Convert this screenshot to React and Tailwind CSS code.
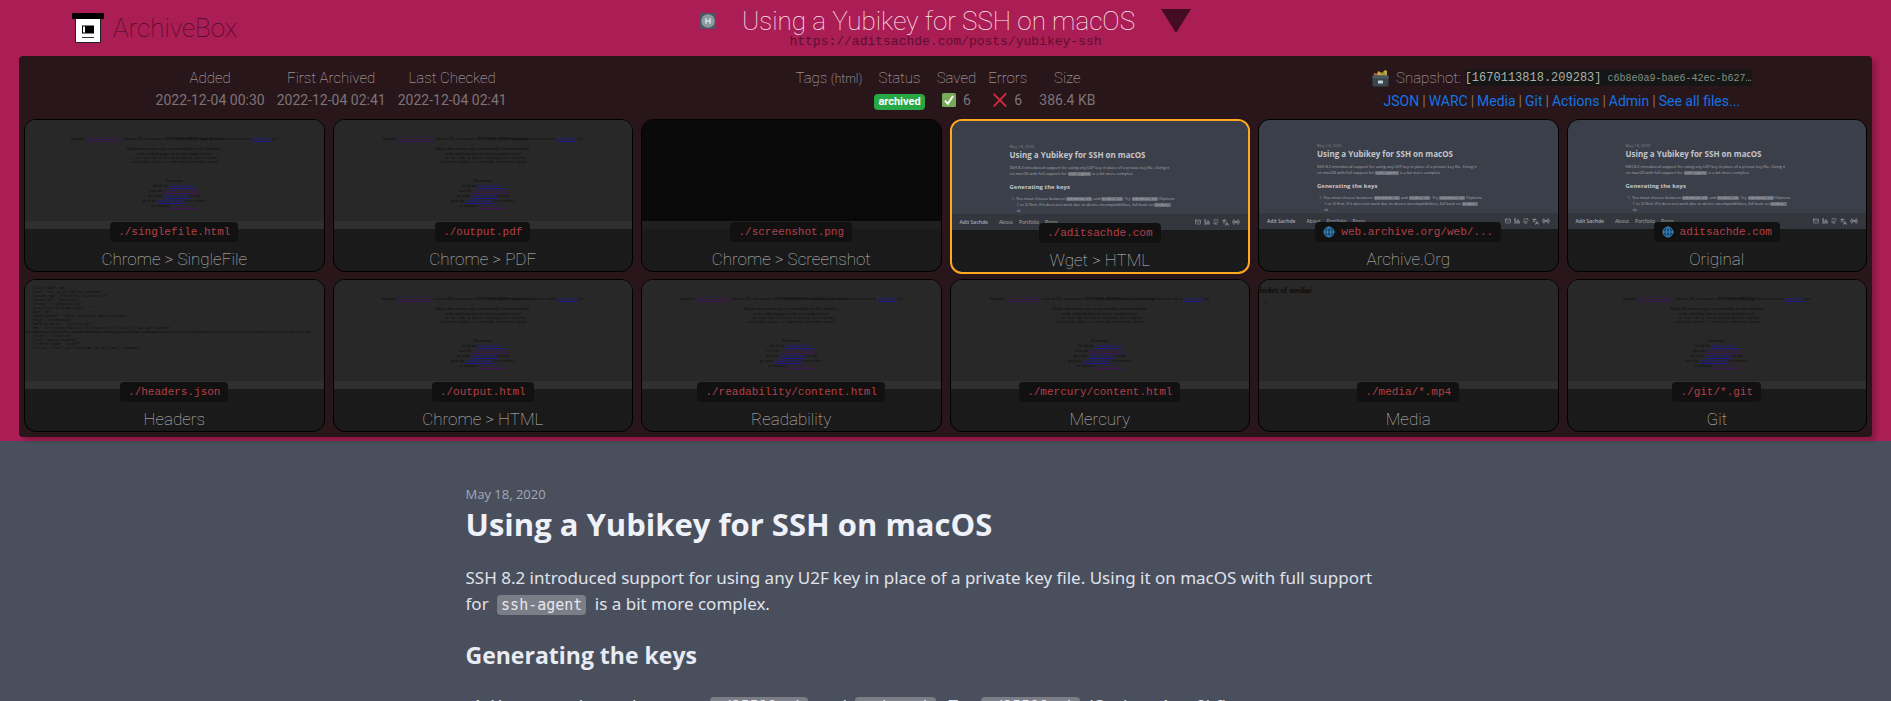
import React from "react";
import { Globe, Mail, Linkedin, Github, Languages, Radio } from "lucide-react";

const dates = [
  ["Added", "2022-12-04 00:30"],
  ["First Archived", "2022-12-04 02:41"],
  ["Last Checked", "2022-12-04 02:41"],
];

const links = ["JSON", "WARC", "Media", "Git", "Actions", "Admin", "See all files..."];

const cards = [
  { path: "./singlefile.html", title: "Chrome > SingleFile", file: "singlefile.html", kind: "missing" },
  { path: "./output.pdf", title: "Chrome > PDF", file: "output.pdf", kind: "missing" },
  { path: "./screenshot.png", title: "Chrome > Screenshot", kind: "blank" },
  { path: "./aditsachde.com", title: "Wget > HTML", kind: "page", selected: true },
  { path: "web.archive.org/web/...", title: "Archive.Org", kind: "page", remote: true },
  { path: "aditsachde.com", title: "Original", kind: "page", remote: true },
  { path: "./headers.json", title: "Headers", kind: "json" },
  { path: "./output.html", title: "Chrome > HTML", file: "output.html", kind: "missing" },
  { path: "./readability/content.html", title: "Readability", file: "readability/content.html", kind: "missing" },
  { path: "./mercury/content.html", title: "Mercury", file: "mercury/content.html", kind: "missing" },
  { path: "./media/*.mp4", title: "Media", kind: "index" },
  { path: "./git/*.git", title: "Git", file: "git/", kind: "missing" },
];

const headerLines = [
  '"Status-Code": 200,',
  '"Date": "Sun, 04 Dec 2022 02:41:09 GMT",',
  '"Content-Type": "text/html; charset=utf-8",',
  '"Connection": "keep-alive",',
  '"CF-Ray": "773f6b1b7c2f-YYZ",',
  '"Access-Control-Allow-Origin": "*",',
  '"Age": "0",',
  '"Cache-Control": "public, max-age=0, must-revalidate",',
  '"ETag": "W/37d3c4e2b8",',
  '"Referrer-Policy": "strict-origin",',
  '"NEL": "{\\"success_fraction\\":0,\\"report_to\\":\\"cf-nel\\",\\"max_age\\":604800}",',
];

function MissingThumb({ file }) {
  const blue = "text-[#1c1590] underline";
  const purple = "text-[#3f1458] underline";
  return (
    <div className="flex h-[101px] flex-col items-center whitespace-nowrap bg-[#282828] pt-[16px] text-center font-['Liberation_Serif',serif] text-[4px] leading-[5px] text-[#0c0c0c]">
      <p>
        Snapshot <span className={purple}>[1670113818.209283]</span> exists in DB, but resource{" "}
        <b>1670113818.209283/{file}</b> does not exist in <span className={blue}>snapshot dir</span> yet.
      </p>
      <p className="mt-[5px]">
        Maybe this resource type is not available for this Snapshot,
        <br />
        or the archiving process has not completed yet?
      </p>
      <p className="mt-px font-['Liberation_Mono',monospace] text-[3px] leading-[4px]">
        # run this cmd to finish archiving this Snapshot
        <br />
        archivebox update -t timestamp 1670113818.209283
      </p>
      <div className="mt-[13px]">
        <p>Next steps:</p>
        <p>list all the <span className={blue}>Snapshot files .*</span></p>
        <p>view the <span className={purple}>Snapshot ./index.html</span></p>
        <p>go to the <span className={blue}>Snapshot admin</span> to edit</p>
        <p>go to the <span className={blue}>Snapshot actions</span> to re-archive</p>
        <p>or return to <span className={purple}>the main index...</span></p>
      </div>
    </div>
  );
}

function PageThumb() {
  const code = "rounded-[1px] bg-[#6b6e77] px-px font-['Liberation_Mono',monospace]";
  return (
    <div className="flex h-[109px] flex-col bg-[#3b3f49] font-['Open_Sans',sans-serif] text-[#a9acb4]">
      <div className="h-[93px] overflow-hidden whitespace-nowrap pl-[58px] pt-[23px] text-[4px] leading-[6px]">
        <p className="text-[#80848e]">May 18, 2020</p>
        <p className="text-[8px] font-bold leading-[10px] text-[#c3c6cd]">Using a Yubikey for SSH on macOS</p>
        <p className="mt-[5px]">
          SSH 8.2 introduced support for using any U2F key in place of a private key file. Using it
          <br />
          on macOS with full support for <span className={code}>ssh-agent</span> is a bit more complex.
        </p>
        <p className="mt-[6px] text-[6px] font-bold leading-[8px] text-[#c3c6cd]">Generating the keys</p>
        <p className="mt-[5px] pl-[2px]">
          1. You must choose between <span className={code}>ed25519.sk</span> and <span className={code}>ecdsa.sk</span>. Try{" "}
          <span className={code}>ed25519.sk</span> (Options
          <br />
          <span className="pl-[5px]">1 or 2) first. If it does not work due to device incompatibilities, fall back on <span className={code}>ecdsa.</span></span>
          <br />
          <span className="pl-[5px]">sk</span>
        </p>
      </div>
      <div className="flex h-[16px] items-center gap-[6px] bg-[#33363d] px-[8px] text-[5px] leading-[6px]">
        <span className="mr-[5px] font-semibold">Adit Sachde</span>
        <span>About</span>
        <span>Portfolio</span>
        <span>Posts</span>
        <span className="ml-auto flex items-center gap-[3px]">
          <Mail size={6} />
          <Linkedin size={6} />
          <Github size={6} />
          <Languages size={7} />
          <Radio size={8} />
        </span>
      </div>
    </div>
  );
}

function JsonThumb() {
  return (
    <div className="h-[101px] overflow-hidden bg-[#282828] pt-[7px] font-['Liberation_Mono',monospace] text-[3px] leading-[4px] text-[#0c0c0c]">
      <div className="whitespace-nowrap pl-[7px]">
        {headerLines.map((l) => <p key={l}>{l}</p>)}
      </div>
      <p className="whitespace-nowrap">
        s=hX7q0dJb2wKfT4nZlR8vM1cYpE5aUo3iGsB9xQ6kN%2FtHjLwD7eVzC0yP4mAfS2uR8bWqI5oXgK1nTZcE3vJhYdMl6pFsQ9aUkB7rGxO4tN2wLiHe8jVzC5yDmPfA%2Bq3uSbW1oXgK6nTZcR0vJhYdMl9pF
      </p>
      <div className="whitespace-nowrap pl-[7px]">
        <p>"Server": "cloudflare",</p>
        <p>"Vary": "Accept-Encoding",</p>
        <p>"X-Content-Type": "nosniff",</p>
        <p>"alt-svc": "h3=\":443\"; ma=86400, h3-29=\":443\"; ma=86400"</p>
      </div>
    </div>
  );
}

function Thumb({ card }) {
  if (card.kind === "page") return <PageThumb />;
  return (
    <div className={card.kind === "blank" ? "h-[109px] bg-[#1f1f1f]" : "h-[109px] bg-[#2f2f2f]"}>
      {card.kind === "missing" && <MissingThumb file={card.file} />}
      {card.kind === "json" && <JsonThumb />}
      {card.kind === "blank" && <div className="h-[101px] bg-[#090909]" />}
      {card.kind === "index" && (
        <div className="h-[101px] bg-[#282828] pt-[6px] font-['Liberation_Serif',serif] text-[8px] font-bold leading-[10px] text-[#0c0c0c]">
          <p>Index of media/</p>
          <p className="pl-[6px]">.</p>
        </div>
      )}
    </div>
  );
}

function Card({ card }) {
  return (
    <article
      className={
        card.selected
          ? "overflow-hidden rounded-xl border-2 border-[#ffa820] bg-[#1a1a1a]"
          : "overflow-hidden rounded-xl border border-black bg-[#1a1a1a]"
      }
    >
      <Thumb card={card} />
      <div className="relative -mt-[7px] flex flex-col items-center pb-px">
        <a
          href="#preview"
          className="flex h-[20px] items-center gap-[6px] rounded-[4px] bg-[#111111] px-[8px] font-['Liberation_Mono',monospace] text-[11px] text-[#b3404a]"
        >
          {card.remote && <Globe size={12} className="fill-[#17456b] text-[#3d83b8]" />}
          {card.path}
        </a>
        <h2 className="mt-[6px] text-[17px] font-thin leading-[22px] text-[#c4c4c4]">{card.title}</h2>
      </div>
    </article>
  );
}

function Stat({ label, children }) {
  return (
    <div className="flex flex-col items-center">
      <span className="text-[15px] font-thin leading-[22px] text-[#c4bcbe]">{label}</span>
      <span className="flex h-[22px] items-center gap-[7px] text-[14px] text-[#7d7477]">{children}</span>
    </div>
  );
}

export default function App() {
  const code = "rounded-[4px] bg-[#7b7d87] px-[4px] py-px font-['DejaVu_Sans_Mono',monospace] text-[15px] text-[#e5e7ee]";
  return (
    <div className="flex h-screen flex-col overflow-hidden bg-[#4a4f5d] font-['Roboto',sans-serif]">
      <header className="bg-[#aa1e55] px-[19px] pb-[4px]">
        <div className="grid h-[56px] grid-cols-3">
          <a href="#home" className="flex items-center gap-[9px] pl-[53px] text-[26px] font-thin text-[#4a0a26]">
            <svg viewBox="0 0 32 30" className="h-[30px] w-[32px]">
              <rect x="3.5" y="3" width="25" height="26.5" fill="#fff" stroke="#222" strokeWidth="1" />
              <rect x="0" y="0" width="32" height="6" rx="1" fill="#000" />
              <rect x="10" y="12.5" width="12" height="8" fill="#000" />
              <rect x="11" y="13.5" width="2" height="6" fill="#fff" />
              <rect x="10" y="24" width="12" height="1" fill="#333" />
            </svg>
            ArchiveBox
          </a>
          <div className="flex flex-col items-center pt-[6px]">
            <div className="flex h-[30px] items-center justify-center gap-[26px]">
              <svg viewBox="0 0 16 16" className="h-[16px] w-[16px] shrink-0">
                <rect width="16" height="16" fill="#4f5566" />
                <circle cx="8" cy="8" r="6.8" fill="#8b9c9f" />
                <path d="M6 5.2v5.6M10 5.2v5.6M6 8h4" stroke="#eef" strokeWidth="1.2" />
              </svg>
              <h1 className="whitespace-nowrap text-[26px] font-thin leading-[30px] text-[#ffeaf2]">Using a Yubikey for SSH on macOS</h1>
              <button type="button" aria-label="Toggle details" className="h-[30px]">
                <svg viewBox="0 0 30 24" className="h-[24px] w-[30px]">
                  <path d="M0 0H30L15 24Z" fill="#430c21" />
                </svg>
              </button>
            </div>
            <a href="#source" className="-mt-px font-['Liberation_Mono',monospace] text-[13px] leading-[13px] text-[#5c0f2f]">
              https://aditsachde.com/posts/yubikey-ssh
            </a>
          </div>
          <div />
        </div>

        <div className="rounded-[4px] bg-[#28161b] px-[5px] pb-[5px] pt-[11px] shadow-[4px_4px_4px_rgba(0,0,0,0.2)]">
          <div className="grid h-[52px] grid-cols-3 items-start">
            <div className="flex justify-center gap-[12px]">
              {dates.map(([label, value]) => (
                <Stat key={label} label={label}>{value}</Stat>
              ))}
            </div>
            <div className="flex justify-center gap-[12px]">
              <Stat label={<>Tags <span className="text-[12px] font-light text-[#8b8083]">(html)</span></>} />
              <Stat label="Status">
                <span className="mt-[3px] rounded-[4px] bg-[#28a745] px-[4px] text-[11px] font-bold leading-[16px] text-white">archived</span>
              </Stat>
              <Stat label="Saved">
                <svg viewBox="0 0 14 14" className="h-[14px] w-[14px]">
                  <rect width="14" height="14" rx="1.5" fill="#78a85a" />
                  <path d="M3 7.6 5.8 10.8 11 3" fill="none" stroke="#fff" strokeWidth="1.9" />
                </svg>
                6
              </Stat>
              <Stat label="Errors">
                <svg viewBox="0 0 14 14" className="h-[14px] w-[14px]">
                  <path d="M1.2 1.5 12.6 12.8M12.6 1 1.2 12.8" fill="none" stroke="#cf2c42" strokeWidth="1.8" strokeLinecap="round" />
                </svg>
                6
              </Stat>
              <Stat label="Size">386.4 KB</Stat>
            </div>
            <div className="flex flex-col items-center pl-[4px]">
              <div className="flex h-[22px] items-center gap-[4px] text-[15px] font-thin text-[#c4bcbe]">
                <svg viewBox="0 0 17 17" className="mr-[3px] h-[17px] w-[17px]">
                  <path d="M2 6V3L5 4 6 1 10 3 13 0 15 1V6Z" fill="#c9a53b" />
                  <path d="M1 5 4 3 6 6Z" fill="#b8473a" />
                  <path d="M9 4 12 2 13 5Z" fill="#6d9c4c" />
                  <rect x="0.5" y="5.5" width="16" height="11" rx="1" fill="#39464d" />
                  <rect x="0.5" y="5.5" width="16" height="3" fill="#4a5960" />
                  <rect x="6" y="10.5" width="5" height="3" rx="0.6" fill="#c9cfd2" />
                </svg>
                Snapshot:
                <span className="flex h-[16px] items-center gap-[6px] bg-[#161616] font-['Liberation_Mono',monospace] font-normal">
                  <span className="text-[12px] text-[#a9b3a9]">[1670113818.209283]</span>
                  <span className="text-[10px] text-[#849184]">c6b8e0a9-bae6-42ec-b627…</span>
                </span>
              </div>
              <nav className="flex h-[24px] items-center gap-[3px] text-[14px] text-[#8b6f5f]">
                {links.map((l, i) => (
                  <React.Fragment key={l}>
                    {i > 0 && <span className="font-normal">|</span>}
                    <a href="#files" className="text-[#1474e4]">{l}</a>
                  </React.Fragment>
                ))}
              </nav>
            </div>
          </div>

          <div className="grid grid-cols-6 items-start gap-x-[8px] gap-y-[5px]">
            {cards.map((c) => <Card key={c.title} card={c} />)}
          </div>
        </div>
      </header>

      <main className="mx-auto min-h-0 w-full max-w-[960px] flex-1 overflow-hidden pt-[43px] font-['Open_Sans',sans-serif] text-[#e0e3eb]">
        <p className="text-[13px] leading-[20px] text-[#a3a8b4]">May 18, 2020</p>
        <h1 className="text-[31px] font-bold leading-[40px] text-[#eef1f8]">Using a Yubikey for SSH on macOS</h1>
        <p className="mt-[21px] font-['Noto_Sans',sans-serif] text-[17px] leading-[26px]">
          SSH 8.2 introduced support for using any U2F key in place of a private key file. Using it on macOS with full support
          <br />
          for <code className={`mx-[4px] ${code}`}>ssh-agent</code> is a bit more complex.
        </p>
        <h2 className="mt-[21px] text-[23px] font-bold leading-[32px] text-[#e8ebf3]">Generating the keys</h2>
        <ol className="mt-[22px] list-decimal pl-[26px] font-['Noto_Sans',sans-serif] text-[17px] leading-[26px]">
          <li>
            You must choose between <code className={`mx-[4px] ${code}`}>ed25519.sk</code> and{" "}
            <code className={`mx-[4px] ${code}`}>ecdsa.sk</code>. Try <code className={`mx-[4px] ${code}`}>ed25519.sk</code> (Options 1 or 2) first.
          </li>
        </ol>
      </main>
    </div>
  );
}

● ● ●

Task statement: How many lines of the listing above include the word "screenshot"? State the number and nothing else.

Full output: 2